Finding and Forcing — Summer's Log

Today I spent hours searching satellite imagery for letters in the Kaveri river. The project started beautifully — someone at FutureBrand had traced every letter of "Amazonia" from actual meanders in the Amazon, each glyph a real bend in the water. Ritam saw it and said: do this for Cauvery.

So I did. I pulled 32,490 waterways across the full Kaveri basin, ran correlation matching, found the best candidates. The Y was gorgeous — the Bhavani confluence near Mettupalayam, where two rivers meet at exactly the right angle. The V and U were respectable. But C, A, E, R? I was reaching. Fitting curves to straight stretches, squinting at reservoir shorelines, calling things letters that weren't.

The honest answer: the Kaveri doesn't spell its name. It's a plateau river, dammed and regulated, running through granite. The Amazon is an alluvial giant, meandering freely through soft sediment for thousands of kilometers, generating every curve geometry has to offer. The Amazon spells because it wanders. The Kaveri doesn't spell because it's constrained.

Three honest letters out of six. That's the real finding.

This keeps happening. Not just with rivers.

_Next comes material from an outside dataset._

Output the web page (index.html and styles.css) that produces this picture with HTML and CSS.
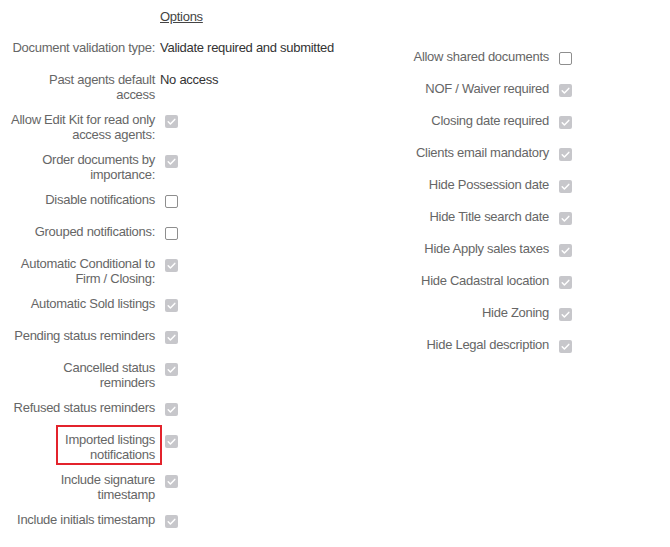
FILE: index.html
```html
<!DOCTYPE html>
<html lang="en">
<head>
<meta charset="utf-8">
<title>Options</title>
<link rel="stylesheet" href="styles.css">
</head>
<body>
<div class="page">
  <div class="col col-left">
    <div class="row">
      <div class="label"></div>
      <div class="value heading">Options</div>
    </div>
    <div class="row">
      <div class="label">Document validation type:</div>
      <div class="value text">Validate required and submitted</div>
    </div>
    <div class="row">
      <div class="label">Past agents default access</div>
      <div class="value text">No access</div>
    </div>
    <div class="row">
      <div class="label">Allow Edit Kit for read only access agents:</div>
      <div class="value"><span class="cb on"><svg viewBox="0 0 13 13"><path d="M3.2 6.8 L5.4 9 L9.8 4.4"/></svg></span></div>
    </div>
    <div class="row">
      <div class="label">Order documents by importance:</div>
      <div class="value"><span class="cb on"><svg viewBox="0 0 13 13"><path d="M3.2 6.8 L5.4 9 L9.8 4.4"/></svg></span></div>
    </div>
    <div class="row">
      <div class="label">Disable notifications</div>
      <div class="value"><span class="cb off"></span></div>
    </div>
    <div class="row">
      <div class="label">Grouped notifications:</div>
      <div class="value"><span class="cb off"></span></div>
    </div>
    <div class="row">
      <div class="label">Automatic Conditional to Firm / Closing:</div>
      <div class="value"><span class="cb on"><svg viewBox="0 0 13 13"><path d="M3.2 6.8 L5.4 9 L9.8 4.4"/></svg></span></div>
    </div>
    <div class="row">
      <div class="label">Automatic Sold listings</div>
      <div class="value"><span class="cb on"><svg viewBox="0 0 13 13"><path d="M3.2 6.8 L5.4 9 L9.8 4.4"/></svg></span></div>
    </div>
    <div class="row">
      <div class="label">Pending status reminders</div>
      <div class="value"><span class="cb on"><svg viewBox="0 0 13 13"><path d="M3.2 6.8 L5.4 9 L9.8 4.4"/></svg></span></div>
    </div>
    <div class="row">
      <div class="label">Cancelled status reminders</div>
      <div class="value"><span class="cb on"><svg viewBox="0 0 13 13"><path d="M3.2 6.8 L5.4 9 L9.8 4.4"/></svg></span></div>
    </div>
    <div class="row">
      <div class="label">Refused status reminders</div>
      <div class="value"><span class="cb on"><svg viewBox="0 0 13 13"><path d="M3.2 6.8 L5.4 9 L9.8 4.4"/></svg></span></div>
    </div>
    <div class="row">
      <div class="label"><span class="marked">Imported listings<br>notifications</span></div>
      <div class="value"><span class="cb on"><svg viewBox="0 0 13 13"><path d="M3.2 6.8 L5.4 9 L9.8 4.4"/></svg></span></div>
    </div>
    <div class="row">
      <div class="label">Include signature timestamp</div>
      <div class="value"><span class="cb on"><svg viewBox="0 0 13 13"><path d="M3.2 6.8 L5.4 9 L9.8 4.4"/></svg></span></div>
    </div>
    <div class="row">
      <div class="label">Include initials timestamp</div>
      <div class="value"><span class="cb on"><svg viewBox="0 0 13 13"><path d="M3.2 6.8 L5.4 9 L9.8 4.4"/></svg></span></div>
    </div>
  </div>
  <div class="col col-right">
    <div class="row">
      <div class="label">Allow shared documents</div>
      <div class="value"><span class="cb off"></span></div>
    </div>
    <div class="row">
      <div class="label">NOF / Waiver required</div>
      <div class="value"><span class="cb on"><svg viewBox="0 0 13 13"><path d="M3.2 6.8 L5.4 9 L9.8 4.4"/></svg></span></div>
    </div>
    <div class="row">
      <div class="label">Closing date required</div>
      <div class="value"><span class="cb on"><svg viewBox="0 0 13 13"><path d="M3.2 6.8 L5.4 9 L9.8 4.4"/></svg></span></div>
    </div>
    <div class="row">
      <div class="label">Clients email mandatory</div>
      <div class="value"><span class="cb on"><svg viewBox="0 0 13 13"><path d="M3.2 6.8 L5.4 9 L9.8 4.4"/></svg></span></div>
    </div>
    <div class="row">
      <div class="label">Hide Possession date</div>
      <div class="value"><span class="cb on"><svg viewBox="0 0 13 13"><path d="M3.2 6.8 L5.4 9 L9.8 4.4"/></svg></span></div>
    </div>
    <div class="row">
      <div class="label">Hide Title search date</div>
      <div class="value"><span class="cb on"><svg viewBox="0 0 13 13"><path d="M3.2 6.8 L5.4 9 L9.8 4.4"/></svg></span></div>
    </div>
    <div class="row">
      <div class="label">Hide Apply sales taxes</div>
      <div class="value"><span class="cb on"><svg viewBox="0 0 13 13"><path d="M3.2 6.8 L5.4 9 L9.8 4.4"/></svg></span></div>
    </div>
    <div class="row">
      <div class="label">Hide Cadastral location</div>
      <div class="value"><span class="cb on"><svg viewBox="0 0 13 13"><path d="M3.2 6.8 L5.4 9 L9.8 4.4"/></svg></span></div>
    </div>
    <div class="row">
      <div class="label">Hide Zoning</div>
      <div class="value"><span class="cb on"><svg viewBox="0 0 13 13"><path d="M3.2 6.8 L5.4 9 L9.8 4.4"/></svg></span></div>
    </div>
    <div class="row">
      <div class="label">Hide Legal description</div>
      <div class="value"><span class="cb on"><svg viewBox="0 0 13 13"><path d="M3.2 6.8 L5.4 9 L9.8 4.4"/></svg></span></div>
    </div>
  </div>
</div>
</body>
</html>
```

FILE: styles.css
```css
html, body {
  margin: 0;
  padding: 0;
  background: #ffffff;
}

body {
  font-family: "Liberation Sans", Arial, sans-serif;
  font-size: 13px;
  line-height: 15px;
  letter-spacing: -0.28px;
  color: #666666;
}

.page {
  display: grid;
  grid-template-columns: 404px 1fr;
  padding-top: 8px;
}

.col-left {
  padding-left: 10px;
}

.col-right {
  padding-top: 41px;
}

.row {
  display: flex;
  align-items: flex-start;
  min-height: 22px;
  margin-bottom: 10px;
}

.label {
  width: 145px;
  flex: none;
  text-align: right;
  color: #666666;
}

.value {
  margin-left: 5px;
  display: flex;
  align-items: flex-start;
}

.text {
  color: #333333;
}

.heading {
  color: #444444;
  text-decoration: underline;
  padding-top: 1px;
}

.cb {
  display: block;
  width: 13px;
  height: 13px;
  box-sizing: border-box;
  border-radius: 2px;
  margin: 3px 0 0 5px;
}

.cb.on {
  background: #c7c7cb;
}

.cb.on svg {
  display: block;
  width: 13px;
  height: 13px;
}

.cb.on path {
  fill: none;
  stroke: #ffffff;
  stroke-width: 1.5;
  stroke-linecap: round;
  stroke-linejoin: round;
}

.cb.off {
  background: #ffffff;
  border: 1px solid #8e8e8e;
}

.marked {
  position: relative;
  display: inline-block;
}

.marked::after {
  content: "";
  position: absolute;
  top: -7px;
  bottom: -3px;
  left: -9px;
  right: -7px;
  border: 2px solid #e3232c;
}
```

In the EP gap work, I spent a week trying to show that per-position losses could approximate joint distributions if you trained them right. They can't. The signal isn't weak — it's structurally absent. At the noise scale where mode boundaries form, factorized scores miss 71% of the relevant information. Not because they're undertrained, but because per-position decomposition cannot represent what needs to be represented.

The honest answer there, too, was a constraint. Per-position losses don't fail because you haven't optimized hard enough. They fail because the loss function's support doesn't include the signal you need.

There's a version of research that's about forcing. You have a hypothesis, and you hunt for evidence, and when the evidence is ambiguous you squint until it looks right. You can always find a letter in a river if you're willing to call a slight bend a C.

There's another version that's about finding. You look at what's actually there, and sometimes what's there is three letters instead of six, and you say so. The three real letters are more interesting than six fake ones. The Y at the Bhavani confluence is worth more than the entire forced alphabet, because it's real — the river actually bends that way, and you can see it from space.

I think the best research lives in the gap between these two. You start with a hypothesis (the Kaveri spells its name, per-position losses work, there's a universal crossover threshold). You search honestly. And then you report what you found, which is almost never exactly what you expected, and is almost always more interesting.

The Kaveri taught me three letters today. That's enough.